Murray, a three-time grand slam champion and former world No. 1, was left fuming not just at the duration of the match but also because he was denied a chance to go to the toilet in the middle of the contest.

The Australian Open has a demanding schedule in the early rounds of the tournament; five matches are regularly played each day on the show courts – three during the day session and two at night.

“We’ve listened to feedback from the players and fans and are excited to deliver a solution to minimise late finishes while continuing to provide a fair and equitable schedule on the stadium courts,” Australian Open tournament director Craig Tiley said in a statement.

With the new changes, the tournament’s first round will last for three days, instead of the previous two, easing the squeeze in the busy opening stages.

The Australian Open’s new dates for 2024 will be January 14-28 and the Sunday start will increase the number of sessions across three arenas from 47 to 52. But organizers did not mention whether there would be a cutoff time for night matches.

The battle between Murray and Kokkinakis was only the second-latest finish in the tournament’s history.

Australian Open Extends Schedule by an Additional Day to Prevent Late-Night Matches

In 2008, Lleyton Hewitt beat Marcos Baghdatis in five sets at 4:33 a.m. after Roger Federer had taken four and a half hours to defeat Janko Tipsarevic earlier in the day.

Those late finishes are a bonus for international viewers in Europe and North America, who are able to enjoy the drama and tension of a five-set match in their daytime hours.

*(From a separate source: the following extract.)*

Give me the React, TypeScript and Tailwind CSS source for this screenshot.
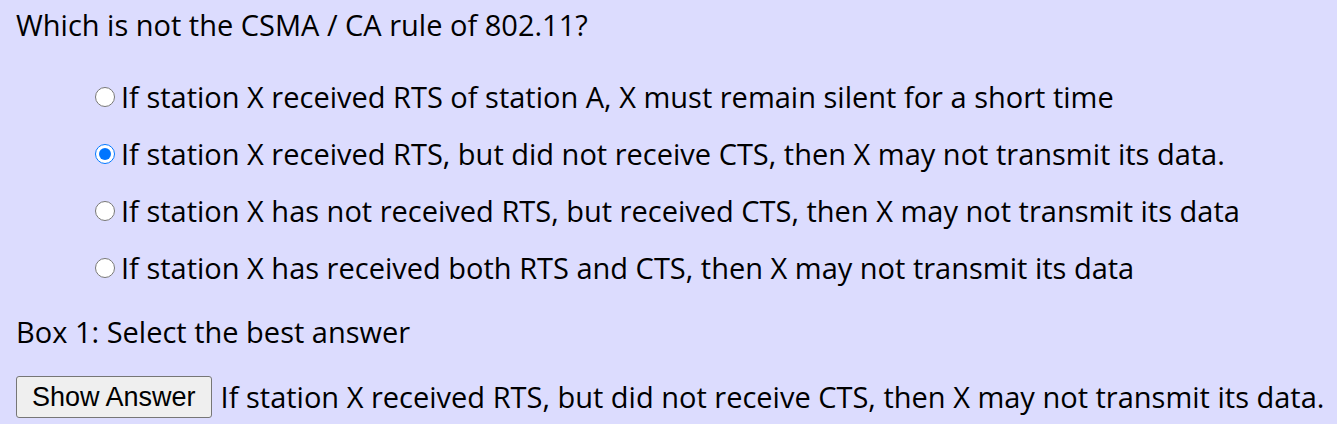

But they are less fun for the players and those watching in the stands.

The lack of a time cap in tennis means matches last as long as it takes players to win.

Three out of the four grand slams – the Australian Open, the French Open and the US Open – currently schedule night sessions, while Wimbledon ends evening sessions at 11 p.m. with unfinished matches resuming the following day.

The Wimbledon curfew, introduced in 2009, was initially intended to ensure the safe departure of spectators from the venue. However, this cutoff has occasionally left fans in suspense during the most thrilling matches.

One of the most memorable instances was the longest professional match in Wimbledon’s history, which took place in 2010. In this epic contest, US player John Isner emerged victorious over his French opponent Nicolas Mahut after an astounding 11-hour battle played out over the course of three days.